Tuesday 15 January 2013

SA weather lowers Goldman hopes for soybean prices

14th Jan 2013, by Agrimoney
Goldman Sachs cut its forecast for soybean prices, citing better prospects for South American crops, but forecast profits ahead for investors in the oilseed – and in corn and wheat too.

The downgrade came amid a flurry of reaction to a slew of US Department of Agriculture data on Friday which have been, broadly, perceived as bullish for prices, and helped futures in corn, soybeans and wheat gain more than 2% on Monday.

Goldman sliced by $1.25 to $15.50 a bushel its forecast for soybean prices in three months' time, and by $1.50 to $14.00 its forecast for values on a six-month timescale.

It viewed as "neutral" USDA revisions on Friday to the domestic soybean balance sheet figures, which raised the estimate for 2012 production, citing lower abandonment than had been thought and a greater resilience in yield to last year's drought, but lifted ideas of domestic consumption too.

'Low levels of stocks'

However, the bank said that the recent improvement in South American weather - if coming too late to prevent a delayed sowing season and therefore signalling a slow start to 2012-13 exports from the likes of Brazil – pointed to a strong end result.

"We expect strong US exports to bring US soybean inventories to low levels by March 1, supporting soybean prices," Goldman analyst Damien Courvalin said.

"Beyond that, and barring further deterioration in South American weather, the large ramp-up in South America exports from April on will likely bring soybean prices lower."

'Above the forward curve'

It added that it while not changing its forecast for prices in 12 months' time, of $13.50 a bushel, risks to the estimate were "skewed to the downside".

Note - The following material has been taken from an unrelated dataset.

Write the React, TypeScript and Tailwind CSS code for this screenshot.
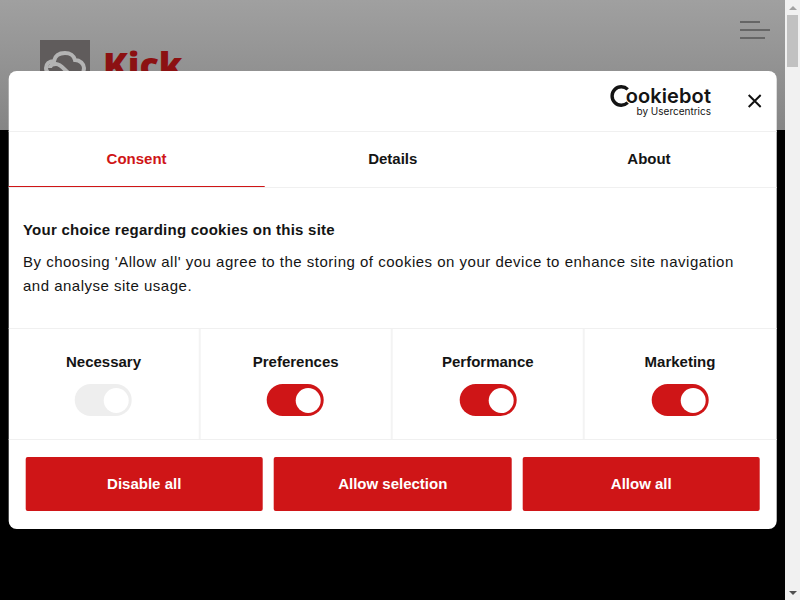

"Average weather conditions in the US in 2013 would also bring a large supply response in the US and push prices sharply lower in the second half of 2013," Mr Courvalin said.

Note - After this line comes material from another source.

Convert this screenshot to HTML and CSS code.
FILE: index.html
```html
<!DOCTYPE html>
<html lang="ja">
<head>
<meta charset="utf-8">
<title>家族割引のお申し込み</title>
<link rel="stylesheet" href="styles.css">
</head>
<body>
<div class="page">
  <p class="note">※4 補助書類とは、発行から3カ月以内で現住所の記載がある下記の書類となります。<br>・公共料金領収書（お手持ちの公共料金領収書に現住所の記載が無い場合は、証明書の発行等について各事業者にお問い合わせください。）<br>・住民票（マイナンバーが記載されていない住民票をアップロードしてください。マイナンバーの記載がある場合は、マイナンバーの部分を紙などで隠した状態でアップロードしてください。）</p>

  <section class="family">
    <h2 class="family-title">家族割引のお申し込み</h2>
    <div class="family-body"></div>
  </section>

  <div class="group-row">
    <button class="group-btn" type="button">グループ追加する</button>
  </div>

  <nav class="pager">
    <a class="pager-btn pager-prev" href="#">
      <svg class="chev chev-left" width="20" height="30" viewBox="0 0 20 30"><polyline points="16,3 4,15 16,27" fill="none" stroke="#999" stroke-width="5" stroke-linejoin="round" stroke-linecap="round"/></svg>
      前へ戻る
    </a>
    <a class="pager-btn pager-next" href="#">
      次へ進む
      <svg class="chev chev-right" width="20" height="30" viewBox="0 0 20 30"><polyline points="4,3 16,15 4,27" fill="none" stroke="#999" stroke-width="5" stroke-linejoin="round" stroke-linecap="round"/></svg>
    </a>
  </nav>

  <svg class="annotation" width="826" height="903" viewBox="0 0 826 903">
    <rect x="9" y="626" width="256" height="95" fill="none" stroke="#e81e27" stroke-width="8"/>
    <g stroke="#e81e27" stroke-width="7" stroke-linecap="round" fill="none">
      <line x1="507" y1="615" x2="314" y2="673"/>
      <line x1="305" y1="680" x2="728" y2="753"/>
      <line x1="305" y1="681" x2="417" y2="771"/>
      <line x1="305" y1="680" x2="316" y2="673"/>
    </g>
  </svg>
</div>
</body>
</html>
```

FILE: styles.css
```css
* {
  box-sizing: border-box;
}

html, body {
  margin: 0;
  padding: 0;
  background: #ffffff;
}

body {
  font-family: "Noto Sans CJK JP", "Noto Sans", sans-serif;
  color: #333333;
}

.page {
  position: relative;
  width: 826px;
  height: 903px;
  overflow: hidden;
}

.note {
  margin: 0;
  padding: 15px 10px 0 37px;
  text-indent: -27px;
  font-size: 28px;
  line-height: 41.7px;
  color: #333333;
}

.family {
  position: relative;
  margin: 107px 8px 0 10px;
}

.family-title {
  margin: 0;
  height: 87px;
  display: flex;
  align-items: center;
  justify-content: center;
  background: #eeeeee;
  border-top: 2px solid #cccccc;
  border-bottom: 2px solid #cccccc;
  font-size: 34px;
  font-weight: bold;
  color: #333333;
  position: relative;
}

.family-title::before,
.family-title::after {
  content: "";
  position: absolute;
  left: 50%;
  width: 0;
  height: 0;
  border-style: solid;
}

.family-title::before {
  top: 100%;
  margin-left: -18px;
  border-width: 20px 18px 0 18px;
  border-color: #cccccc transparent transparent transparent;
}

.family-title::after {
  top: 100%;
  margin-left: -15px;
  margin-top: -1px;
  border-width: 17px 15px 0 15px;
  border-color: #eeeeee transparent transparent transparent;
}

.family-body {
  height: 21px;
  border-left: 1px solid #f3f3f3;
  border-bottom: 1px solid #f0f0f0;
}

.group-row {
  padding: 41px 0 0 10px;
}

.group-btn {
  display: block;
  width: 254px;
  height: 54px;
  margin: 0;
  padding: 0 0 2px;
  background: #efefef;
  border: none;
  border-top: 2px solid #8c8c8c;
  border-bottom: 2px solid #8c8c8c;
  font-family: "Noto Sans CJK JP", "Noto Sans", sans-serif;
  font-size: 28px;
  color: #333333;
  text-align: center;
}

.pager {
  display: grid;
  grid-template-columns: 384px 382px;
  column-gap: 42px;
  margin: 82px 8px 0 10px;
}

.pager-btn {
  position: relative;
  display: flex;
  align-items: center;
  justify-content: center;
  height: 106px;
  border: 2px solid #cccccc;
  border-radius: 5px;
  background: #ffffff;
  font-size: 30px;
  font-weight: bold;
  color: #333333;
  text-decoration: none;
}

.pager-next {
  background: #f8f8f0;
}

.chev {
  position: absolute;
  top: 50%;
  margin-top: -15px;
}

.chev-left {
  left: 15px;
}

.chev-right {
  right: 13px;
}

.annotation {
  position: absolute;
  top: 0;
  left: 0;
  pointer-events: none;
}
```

Nonetheless, the bank's forecasts were "still above the current forward curve" for Chicago futures, which showed soybean prices at $12.88 a bushel in a year's time.

The May and July 2013 contracts were trading on Monday at a little under $14 a bushel, also well below the Goldman forecasts for three and six months.

'Prices will need to rally'

The bank kept its forecasts too for corn and wheat futures above the futures curve.

For corn, Goldman said that - after the USDA on Friday cut its estimate for domestic stocks at the close of 2012-13, citing unexpectedly resilient demand from livestock feeders – "prices will need to rally in the first half of 2013 to achieve the required slowdown in feed use".

For the 2013 crop, "while we see the potential for sharply lower prices in the second half of the year, we believe that better US weather will be required for this move to materialise", Mr Courvalin said.

For wheat, Goldman said that USDA estimates for world stocks were still liable to "modest downward revision" after the forecast for the Argentine harvest was cut only modestly, to 11.0m tonnes, above estimates from most other forecasters.

However, the bank also flagged a disappointing pace of US wheat exports so far in 2012-13, which will require "further improvement soon" to meet USDA estimates.